Na sexta-feira (6), o governo do Estado anunciou que obteve liminar favorável, em ação civil pública, para assegurar a devolução dos recursos públicos utilizados como pagamento dos respiradores adquiridos por intermédio do Consórcio NE, mas não entregues pela empresa contratada. “A decisão prevê o bloqueio de valores”, informou o governo.
Empresa teria apontado dificuldades na crise
Documentos também disponíveis no portal do Consórcio Nordeste apontam que em três oportunidades, pelo menos, a própria empresa Hempcare Pharma informou que estava tendo dificuldades para cumprir a entrega dos 300 respiradores negociados com intermediação do governo da Bahia.
Em mensagens encaminhadas ao Consórcio Nordeste, a sócia da Hempcare, Cristiana Prestes Taddeo, informava das dificuldades que estava tendo para importar os aparecelhos de ventilação da China.
Inicialmente, as datas previstas nos contratos eram para a entrega de 150 respiradores no dia 18 de abril e outros 150 no dia 24 de abril de 2020.
Mas, Cristiana P. Taddeo depois avisou que depois da previsão de saída dos ventiladores da China em 25 de abril, destacou que, em razão da crise global vivenciada em decorrência da pandemia de Covid-19 [situação sem precedentes na história], “a Hempcare vinha enfrentando importantes dificuldades operacionais, as quais eram absolutamente imprevisíveis até o presente momento”.
Dentre dificuldade, segundo Cristiana Taddeo, “a mais relevante se mostrou a necessidade de realização de testes nos equipamentos, com vistas a evitar/prevenir falhas técnicas”.
Em razão de tais dificuldades, a Hempcare agendou duas datas para a remessa dos ventilares pulmonares, uma no dia 1° de maio de 2020 e outra no dia 2 de maio de 2020 – e embarque no aeroporto de Guangzhou-Guangdong [China].
Na ocasião, a empresária Cristiana Taddeo dizia que “em razão da boa-fé com sempre pauta suas atitudes, em especial no que diz respeito ao contrato administrativo em questão, a Hempcare entregará 30 ventiladores pulmonares extras ao consórcio (10% dos ventiladores pulmonares contratados), como forma de pagamento da multa contratual, evitando qualquer prejuízo decorrente do atraso na remessa dos equipamentos da China”.
No entanto, os contratempos não pararam por ai. A Hempcare voltou a avisar, que “tal como informado no ofício enviado no dia 29 de abril de 2020, o embarque dos ventiladores pulmonares no aeroporto de Guangzhou-Guangdong [China] estava programado para o dia de hoje, 02 de maio de 2020”.

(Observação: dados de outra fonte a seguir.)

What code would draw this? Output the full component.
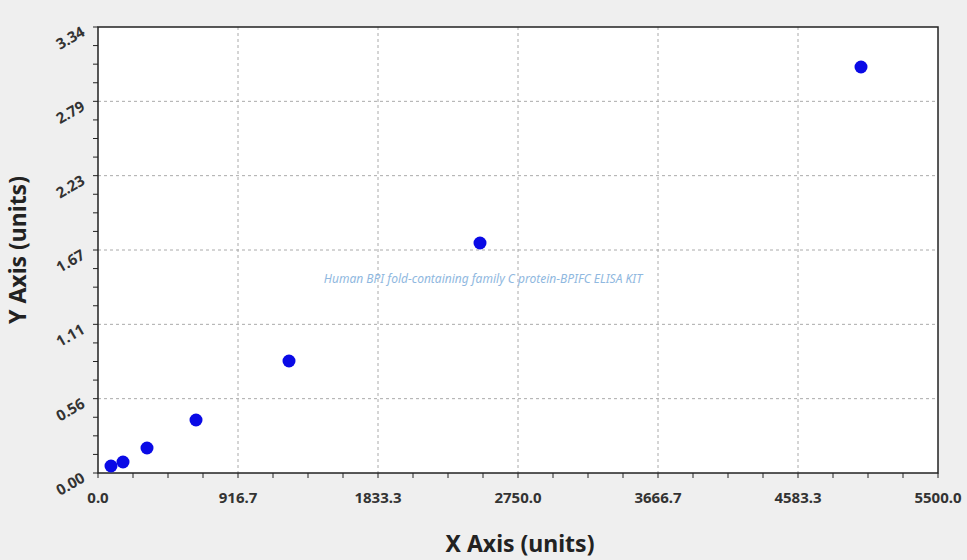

Essa data já levava em consideração a necessidade de substituição das válvulas pneumáticas dos aparelhos., entretanto fora informada pelo fornecedor chinês que “as válvulas de reposição adquiridas por eles foram enviadas para um modelo diferente de ventiladores pulmonar, o que impossibilitou o reparo a tempo da remessa”.
Segundo a Hempcare, conforme comunicação oficial do fornecedor chinês, a nova substituição das referidas válvulas levaria cinco dias úteis, “sendo que os ventiladores estarão prontos para embarque na próxima sexta-feira, dia 8 de maio de 2020”.
Cristiana Taddeo disse que o fornecedor chinês cobrou um valor expressivo pela substituição das referidas válvulas, sendo certo que a Hempcare arcaria com 100% desse custo, “sem qualquer pedido de aditivo contratual ou reequilíbrio econômico-financeiro”.
“Entretanto, apesar de nossos intensos esforços e contatos constantes com o fornecedor chinês, não houve o embarque dos referidos ventiladores pulmonares na data programada [08 de maio de 2020]”, voltou a justificar a Hempcare.
A empresa explicava que isso se deu em razão de dois motivos principais: a continuidade do problema envolvendo as válvulas pneumáticas e as mudanças abruptas de regras governamentais chinesas, “ocorridas da noite para o dia, que limitaram a quantidade de produtos que podem ser objeto de embarque e criaram dificuldade adicionais e inesperadas para a exportação de produtos fabricados naquele País, o que, inclusive, implicou na retenção de respiradores adquiridos pelo Estado de São Paulo, como noticiou a mídia nacional”.